[start]

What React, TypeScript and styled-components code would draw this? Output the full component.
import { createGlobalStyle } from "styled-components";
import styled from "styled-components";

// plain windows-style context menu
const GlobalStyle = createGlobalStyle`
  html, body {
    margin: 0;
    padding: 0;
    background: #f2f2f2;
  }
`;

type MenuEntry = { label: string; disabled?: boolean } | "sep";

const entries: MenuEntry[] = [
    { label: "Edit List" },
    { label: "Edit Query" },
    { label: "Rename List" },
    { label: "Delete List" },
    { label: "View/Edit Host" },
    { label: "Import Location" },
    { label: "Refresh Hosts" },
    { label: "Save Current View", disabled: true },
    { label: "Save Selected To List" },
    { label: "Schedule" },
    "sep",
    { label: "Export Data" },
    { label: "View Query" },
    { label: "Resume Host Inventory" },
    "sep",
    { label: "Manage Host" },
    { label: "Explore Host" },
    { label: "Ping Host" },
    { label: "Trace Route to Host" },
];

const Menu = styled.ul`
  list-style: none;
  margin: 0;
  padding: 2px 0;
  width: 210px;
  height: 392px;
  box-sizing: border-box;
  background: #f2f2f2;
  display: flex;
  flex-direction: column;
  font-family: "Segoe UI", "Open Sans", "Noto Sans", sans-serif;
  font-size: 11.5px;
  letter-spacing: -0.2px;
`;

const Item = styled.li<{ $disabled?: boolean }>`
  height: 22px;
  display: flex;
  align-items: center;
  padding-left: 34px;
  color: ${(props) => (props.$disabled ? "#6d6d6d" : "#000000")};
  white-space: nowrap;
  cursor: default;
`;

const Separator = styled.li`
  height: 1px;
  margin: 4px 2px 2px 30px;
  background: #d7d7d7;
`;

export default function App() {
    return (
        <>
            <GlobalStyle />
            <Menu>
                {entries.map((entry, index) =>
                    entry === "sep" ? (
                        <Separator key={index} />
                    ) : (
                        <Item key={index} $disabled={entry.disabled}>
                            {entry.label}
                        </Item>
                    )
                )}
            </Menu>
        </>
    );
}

[end]
[start]

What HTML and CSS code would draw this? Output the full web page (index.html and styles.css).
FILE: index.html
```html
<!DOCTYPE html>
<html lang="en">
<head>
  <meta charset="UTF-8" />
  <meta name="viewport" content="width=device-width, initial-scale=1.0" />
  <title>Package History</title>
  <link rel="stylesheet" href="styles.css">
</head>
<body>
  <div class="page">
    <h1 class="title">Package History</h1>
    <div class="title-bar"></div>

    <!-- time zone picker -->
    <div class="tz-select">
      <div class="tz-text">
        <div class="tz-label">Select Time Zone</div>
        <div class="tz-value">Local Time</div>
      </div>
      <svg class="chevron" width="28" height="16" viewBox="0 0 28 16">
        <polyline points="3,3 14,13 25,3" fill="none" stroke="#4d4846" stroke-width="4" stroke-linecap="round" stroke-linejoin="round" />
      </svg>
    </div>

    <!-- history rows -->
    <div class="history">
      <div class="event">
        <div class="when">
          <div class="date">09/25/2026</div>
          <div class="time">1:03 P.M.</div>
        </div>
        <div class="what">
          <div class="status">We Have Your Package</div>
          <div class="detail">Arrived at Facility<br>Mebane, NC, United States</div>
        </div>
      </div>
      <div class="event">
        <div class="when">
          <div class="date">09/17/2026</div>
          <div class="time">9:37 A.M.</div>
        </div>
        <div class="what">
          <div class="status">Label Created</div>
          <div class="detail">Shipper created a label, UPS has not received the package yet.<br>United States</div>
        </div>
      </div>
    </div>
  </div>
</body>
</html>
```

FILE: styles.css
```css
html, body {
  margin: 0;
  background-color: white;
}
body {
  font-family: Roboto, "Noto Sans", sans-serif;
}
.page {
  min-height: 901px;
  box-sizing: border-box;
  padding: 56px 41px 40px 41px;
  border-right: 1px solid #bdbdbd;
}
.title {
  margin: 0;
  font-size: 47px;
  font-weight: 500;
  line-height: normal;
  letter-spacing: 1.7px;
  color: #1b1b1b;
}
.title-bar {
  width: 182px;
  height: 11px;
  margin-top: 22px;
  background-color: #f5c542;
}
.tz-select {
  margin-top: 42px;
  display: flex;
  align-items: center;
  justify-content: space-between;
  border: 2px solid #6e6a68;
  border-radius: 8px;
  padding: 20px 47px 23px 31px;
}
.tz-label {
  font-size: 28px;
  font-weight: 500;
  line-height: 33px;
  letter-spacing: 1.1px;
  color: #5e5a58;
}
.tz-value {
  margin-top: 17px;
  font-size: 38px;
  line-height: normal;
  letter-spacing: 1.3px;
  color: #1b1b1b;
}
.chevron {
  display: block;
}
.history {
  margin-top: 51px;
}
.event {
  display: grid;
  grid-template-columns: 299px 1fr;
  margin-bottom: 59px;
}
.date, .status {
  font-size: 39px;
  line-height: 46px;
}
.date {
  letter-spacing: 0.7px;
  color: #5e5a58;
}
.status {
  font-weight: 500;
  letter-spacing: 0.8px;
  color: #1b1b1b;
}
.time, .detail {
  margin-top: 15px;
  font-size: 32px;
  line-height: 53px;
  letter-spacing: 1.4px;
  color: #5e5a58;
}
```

[end]

**EXERCISE BRIEF**:
The required output is an exact reproduction of the lines starting at the one that contains "What React, TypeScript" and ending at the one that contains "string; disabled?: boolean". Both boundary lines belong to it.

**REPLY TO THE TASK**:
What React, TypeScript and styled-components code would draw this? Output the full component.
import { createGlobalStyle } from "styled-components";
import styled from "styled-components";

// plain windows-style context menu
const GlobalStyle = createGlobalStyle`
  html, body {
    margin: 0;
    padding: 0;
    background: #f2f2f2;
  }
`;

type MenuEntry = { label: string; disabled?: boolean } | "sep";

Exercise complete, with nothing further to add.